Coupant court au débat à l'Assemblée nationale de manière brutale, tentant de prendre de vitesse le mouvement étudiant, vous avez aujourd'hui l'outrecuidance de répondre aux problèmes des banlieues et aux situations d'exclusion à travers ce projet de loi, dans la précipitation, sans réflexion, par un empilement de mesures éparses, sans cohérence, sans tirer les leçons du passé, sans traiter le mal à la racine, sans analyse et en oubliant complètement le secteur de l'éducation.

Comment pouvez-vous penser que la réponse à la crise des banlieues, à la grave inquiétude qui a traversé notre pays, au désespoir social qui a secoué nos quartiers populaires se trouve dans le texte que vous nous présentez ?

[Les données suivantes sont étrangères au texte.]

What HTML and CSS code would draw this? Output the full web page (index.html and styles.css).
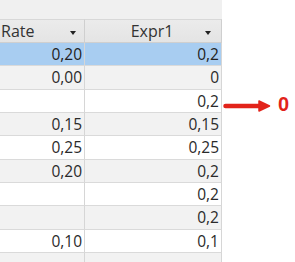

Si votre attitude à l'égard du Parlement est condamnable, que penser de votre conduite à l'égard des syndicats, des associations, des travailleurs sociaux, des enseignants, des élus qui travaillent sur le terrain, au coeur des quartiers meurtris par l'exclusion de leurs habitants ?

Ce n'est pas avec cette attitude que vous allez faire disparaître le sentiment d'injustice et d'être laissé pour compte qu'éprouvent tant de ceux qui vivent dans ces quartiers !

Un énième plan pris dans l'urgence : nos villes, nos quartiers, leurs habitants, les principes d'égalité et de fraternité qui sont au fondement de notre République méritaient mieux que cela, messieurs !

Comment analyser la non-prise en compte de l'appel des associations qui, depuis 2003, alertent les pouvoirs publics sur les difficultés qu'elles rencontrent au quotidien sur le terrain ?

Comment analyser les multiples appels du monde associatif, en réponse au gel des crédits du fonds d'action et de soutien pour l'intégration et la lutte contre les discriminations ?

Comment qualifier l'indifférence aux multiples signaux d'alerte lancés par l'ensemble de la société civile ?

Comment analyser le cri des associations face à la disparition des emplois-jeunes ?

Comment analyser le fait que, depuis quatre ans, vous n'avez eu de cesse de montrer du doigt les jeunes de nos banlieues, de les agresser verbalement, voire de les insulter, comme l'a fait le ministre de l'intérieur, ou de chercher à mettre en cause, comme l'ont fait certains parlementaires de votre majorité, le rap, une expression culturelle certes discutable, mais qui est reconnue ?

Il aura fallu la flambée de violence de l'automne, violence que nous condamnons sans nuance mais qui est là, pour que le Gouvernement reconnaisse la forte diminution des subventions infligées ces trois dernières années aux associations et pour que, enfin, le Premier ministre annonce un supplément budgétaire de 100 millions d'euros pour l'année 2006, ramenant ainsi les financements du volet social de la politique de la ville à hauteur de ce qu'ils étaient en 2002.